- [What needs to be done] Isolate every line in the data with the string "size" and copy it.

- [Collected material]
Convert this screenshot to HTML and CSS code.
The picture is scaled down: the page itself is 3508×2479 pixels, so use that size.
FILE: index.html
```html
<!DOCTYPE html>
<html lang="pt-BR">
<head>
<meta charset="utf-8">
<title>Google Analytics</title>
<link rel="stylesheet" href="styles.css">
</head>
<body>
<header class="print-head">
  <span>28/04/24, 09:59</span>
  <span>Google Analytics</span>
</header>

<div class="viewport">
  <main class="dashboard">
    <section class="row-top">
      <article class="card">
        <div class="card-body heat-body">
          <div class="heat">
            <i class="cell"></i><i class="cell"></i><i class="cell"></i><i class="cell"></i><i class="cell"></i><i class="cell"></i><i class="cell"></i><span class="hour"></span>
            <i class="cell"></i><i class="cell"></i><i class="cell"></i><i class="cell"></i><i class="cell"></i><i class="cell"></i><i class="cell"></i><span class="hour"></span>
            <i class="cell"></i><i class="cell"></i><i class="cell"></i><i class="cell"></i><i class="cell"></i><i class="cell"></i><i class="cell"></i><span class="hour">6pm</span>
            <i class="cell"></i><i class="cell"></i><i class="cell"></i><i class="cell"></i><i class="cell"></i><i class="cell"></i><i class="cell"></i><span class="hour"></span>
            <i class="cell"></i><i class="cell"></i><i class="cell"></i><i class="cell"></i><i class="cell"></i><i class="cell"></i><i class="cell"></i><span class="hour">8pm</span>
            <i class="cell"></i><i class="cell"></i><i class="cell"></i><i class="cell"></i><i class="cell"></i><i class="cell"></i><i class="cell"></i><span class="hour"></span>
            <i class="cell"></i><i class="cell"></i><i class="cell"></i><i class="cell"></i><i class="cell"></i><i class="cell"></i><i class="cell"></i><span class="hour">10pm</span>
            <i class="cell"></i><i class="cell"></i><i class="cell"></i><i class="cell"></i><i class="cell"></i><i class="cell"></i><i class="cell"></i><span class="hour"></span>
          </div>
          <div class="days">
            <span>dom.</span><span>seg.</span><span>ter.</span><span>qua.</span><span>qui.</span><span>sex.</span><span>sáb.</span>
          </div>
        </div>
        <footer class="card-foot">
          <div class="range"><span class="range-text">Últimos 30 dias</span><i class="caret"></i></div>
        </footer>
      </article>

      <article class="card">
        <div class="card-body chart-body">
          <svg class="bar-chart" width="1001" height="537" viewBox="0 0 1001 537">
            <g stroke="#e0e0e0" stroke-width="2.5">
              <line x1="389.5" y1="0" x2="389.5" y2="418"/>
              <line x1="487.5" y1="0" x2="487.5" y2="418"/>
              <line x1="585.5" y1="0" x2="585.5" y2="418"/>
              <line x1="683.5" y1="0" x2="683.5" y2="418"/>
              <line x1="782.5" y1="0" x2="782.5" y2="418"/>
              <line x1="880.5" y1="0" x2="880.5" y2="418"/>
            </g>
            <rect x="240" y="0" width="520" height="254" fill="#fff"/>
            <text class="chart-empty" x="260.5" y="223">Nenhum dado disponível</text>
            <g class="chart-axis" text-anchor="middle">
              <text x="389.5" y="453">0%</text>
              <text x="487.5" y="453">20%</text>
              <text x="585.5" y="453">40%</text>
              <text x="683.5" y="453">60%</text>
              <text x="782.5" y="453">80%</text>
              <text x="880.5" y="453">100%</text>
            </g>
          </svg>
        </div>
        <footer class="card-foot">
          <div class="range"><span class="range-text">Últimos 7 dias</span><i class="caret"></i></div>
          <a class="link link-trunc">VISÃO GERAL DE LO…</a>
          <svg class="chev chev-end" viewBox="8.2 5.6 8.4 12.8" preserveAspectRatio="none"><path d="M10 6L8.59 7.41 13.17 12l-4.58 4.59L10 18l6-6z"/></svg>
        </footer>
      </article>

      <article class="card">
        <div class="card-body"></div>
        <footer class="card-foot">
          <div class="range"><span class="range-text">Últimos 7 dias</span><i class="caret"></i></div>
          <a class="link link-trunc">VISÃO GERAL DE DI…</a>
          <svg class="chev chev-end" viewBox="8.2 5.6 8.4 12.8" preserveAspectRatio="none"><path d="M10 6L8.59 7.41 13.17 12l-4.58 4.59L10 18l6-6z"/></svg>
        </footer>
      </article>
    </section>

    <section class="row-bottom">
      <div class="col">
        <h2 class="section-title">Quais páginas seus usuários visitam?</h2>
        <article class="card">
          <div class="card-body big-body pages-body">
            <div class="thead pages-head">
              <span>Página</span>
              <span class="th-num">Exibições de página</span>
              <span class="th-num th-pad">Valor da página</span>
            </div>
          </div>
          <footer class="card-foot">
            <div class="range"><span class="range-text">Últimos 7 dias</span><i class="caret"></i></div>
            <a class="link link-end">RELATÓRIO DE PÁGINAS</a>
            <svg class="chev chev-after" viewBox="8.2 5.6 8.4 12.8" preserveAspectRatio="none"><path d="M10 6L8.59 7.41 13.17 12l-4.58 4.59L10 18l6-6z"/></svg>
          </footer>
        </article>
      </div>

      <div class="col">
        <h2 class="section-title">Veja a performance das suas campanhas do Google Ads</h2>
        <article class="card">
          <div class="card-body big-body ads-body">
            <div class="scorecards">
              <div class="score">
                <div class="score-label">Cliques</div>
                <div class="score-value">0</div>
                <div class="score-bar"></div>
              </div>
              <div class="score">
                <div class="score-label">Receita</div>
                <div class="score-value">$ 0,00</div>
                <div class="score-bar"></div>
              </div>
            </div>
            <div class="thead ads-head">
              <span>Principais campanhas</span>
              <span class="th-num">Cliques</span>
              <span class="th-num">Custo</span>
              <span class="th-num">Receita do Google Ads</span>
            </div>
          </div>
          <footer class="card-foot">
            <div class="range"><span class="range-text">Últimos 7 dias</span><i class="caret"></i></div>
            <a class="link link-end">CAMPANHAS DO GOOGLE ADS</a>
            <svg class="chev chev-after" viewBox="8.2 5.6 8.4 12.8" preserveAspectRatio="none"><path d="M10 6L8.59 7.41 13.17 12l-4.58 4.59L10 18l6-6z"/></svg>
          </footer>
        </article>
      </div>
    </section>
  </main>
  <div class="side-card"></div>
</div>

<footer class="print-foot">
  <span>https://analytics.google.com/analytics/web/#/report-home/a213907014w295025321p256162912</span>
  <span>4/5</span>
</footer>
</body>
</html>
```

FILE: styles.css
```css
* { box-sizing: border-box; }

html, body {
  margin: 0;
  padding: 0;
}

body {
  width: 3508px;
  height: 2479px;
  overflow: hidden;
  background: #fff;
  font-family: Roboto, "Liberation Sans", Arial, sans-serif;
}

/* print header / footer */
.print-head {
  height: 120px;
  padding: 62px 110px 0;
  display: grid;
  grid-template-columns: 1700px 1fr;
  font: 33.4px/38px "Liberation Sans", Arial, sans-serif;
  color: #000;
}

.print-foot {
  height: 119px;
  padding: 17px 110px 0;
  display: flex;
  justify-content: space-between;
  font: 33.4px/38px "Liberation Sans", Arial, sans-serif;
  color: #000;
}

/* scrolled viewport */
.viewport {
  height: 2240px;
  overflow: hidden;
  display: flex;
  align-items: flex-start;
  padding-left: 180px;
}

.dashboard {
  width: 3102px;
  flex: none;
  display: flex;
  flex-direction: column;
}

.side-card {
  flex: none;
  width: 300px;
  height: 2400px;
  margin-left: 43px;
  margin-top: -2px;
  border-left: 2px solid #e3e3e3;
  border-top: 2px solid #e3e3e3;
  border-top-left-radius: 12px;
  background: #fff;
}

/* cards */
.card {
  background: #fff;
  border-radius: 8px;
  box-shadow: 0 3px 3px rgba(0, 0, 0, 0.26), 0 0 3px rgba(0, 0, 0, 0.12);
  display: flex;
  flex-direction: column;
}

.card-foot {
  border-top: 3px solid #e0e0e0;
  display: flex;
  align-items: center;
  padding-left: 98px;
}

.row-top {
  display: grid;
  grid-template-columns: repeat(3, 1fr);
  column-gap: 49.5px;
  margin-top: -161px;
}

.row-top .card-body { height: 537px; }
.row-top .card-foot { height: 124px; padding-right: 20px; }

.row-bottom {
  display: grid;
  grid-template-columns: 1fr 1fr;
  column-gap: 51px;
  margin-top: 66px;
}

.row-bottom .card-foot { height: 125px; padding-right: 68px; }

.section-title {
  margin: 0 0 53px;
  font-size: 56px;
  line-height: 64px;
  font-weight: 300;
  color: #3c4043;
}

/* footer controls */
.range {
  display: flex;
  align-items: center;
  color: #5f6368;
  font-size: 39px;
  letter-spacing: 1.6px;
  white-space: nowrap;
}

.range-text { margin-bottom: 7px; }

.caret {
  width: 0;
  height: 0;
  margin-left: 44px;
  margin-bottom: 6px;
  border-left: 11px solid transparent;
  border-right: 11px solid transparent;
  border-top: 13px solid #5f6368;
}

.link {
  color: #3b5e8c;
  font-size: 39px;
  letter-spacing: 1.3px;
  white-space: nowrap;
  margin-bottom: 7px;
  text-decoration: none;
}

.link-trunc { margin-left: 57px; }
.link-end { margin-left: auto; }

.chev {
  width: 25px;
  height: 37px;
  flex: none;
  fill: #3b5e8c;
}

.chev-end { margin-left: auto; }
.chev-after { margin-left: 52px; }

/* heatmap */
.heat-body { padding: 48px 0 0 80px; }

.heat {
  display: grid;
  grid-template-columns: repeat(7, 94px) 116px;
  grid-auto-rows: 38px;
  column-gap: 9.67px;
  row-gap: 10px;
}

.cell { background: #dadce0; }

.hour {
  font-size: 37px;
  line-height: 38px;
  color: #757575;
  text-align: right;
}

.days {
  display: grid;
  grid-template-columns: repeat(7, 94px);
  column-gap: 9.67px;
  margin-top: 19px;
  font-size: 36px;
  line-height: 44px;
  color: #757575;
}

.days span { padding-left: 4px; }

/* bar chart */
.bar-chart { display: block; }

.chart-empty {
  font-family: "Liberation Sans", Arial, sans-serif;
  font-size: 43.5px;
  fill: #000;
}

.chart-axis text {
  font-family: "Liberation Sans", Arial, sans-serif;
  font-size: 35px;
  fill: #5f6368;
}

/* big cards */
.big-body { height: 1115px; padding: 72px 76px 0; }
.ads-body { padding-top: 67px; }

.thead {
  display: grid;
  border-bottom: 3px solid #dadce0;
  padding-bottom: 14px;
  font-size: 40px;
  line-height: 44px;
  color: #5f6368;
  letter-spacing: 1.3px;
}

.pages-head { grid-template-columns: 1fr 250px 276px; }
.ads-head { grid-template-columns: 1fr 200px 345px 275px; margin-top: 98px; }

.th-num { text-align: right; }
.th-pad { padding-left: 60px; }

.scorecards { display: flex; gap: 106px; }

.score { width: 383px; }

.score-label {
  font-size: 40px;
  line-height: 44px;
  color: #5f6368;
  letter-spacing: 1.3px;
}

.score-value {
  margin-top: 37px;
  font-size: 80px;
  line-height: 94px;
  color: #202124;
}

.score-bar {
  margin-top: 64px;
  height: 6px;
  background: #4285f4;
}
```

- [Result for this task]
The picture is scaled down: the page itself is 3508×2479 pixels, so use that size.
  font-size: 56px;
  font-size: 39px;
  font-size: 39px;
  font-size: 37px;
  font-size: 36px;
  font-size: 43.5px;
  font-size: 35px;
  font-size: 40px;
  font-size: 40px;
  font-size: 80px;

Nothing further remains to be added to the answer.